I need a feed reader that recognises different reading preferences for different feeds.
Let me back up.
There are two kinds of feeds — feeds of content (blogs) and feeds of notifications (calendars, del.icio.us popular, digg, forums). The first kind you want to read all of — even if I miss checking my feeds for awhile I want to see what the blogs I read said. I won’t care tomorrow what was on del.icio.us popular today, there’ll be 100 new items!
Google Reader does a great job on the first kind of feed, holding content until I read it. Firefox’s LiveBookmarks does a good job on the second kind, showing only current content. What we need is a nice interface for both.
I’ve heard the new Bloglines might… perhaps I’ll check it out.

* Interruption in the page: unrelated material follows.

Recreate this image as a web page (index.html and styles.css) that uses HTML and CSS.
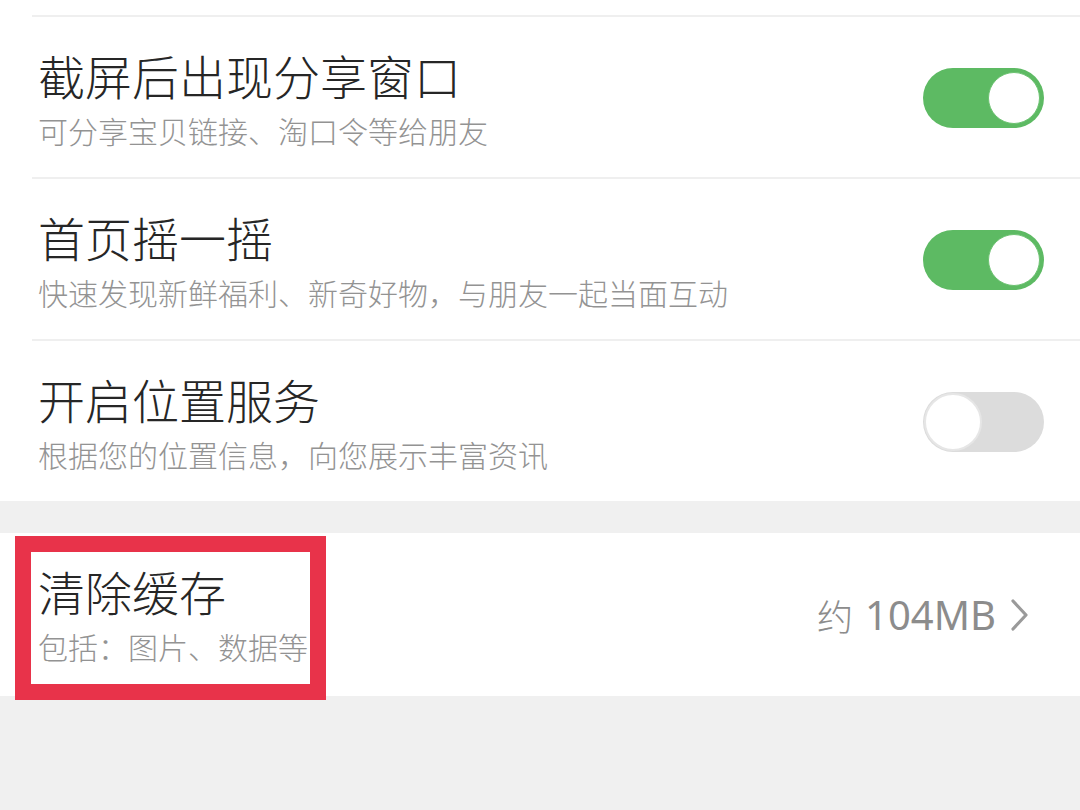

So if you read any blog besides mine (and surely you do) you’ve by now head of Yahoo’s Pipes application. Mashups without programming, and a team that’s promising more and better things to come.
One of the immediate uses to the Blogger community occurred to virtually all hackers at once. Sorting the feeds. This has never been a problem for me (I screen-scrape my feed via hAtom), but for others the fact that Blogger feeds sort by when they were updated is annoying.
Aditya suggested creating individual pipes, but I wrote a sorting pipe, as did Ramani (who beat me to blogging about it and has a nice how-to written). Ramani discovered an issue that causes this solution to be a bit buggy just yet. It has to do with ATOM being stupid and RSS 2.0 being cool (yes, that’s a partisan statement and not entirely true ). Basically the publishing date is not being copied from the ATOM format to the RSS format correctly. Vote on Ramani’s suggestion to get this fixed. I also discovered a less critical issue with the UI that may confuse some less geeky users. Please vote on my suggestion to get that fixed.
I also wrote a pipe for mixing together Google Calendars (for those of us who track events from more than one) into a nice, sorted feed of upcoming events. The email alerts system provided by Y! is dumb though, at least for this application. I want the next 5 events emailed to me every day… likely gonna have to write my own emailer for that…
Google Calendar‘s feeds are not the most useful in the world. They are sorted by edit date instead of when they’re happening, and they’re only available in ATOM.
No longer. Using the extended feed information Google tacks into their calendar feed it is possible to create a clean, sorted feed with the start date as the pubDate. Just go to the Google Calendar Feed Cleaner and enter the URL to your calendar’s feed, select the format you want (XHTML for testing, RSS 2.0, or JSON(P) ), and enter the max items to be in the results (default 5). You will get a nice, clean feed of your Google Calendar data.
For the longest time Blogger has been ATOM-only. This now seems to be a thing of the past. While I can find no official announcement anywhere, RSS 2.0 feeds seem to now be available on all Blogger blogs (unless the blog has not had the index published since whenever the change was). As you would expect, while the old was, say:
http://singpolyma-tech.blogspot.com/atom.xml
They have added to this:
http://singpolyma-tech.blogspot.com/rss.xml
It’s not the nicest implementation of RSS 2.0 I’ve seen, and I’m going to keep using my hAtom2RSS-through-feedburner feed for the comment options, but this is definately a step forward for Blogger.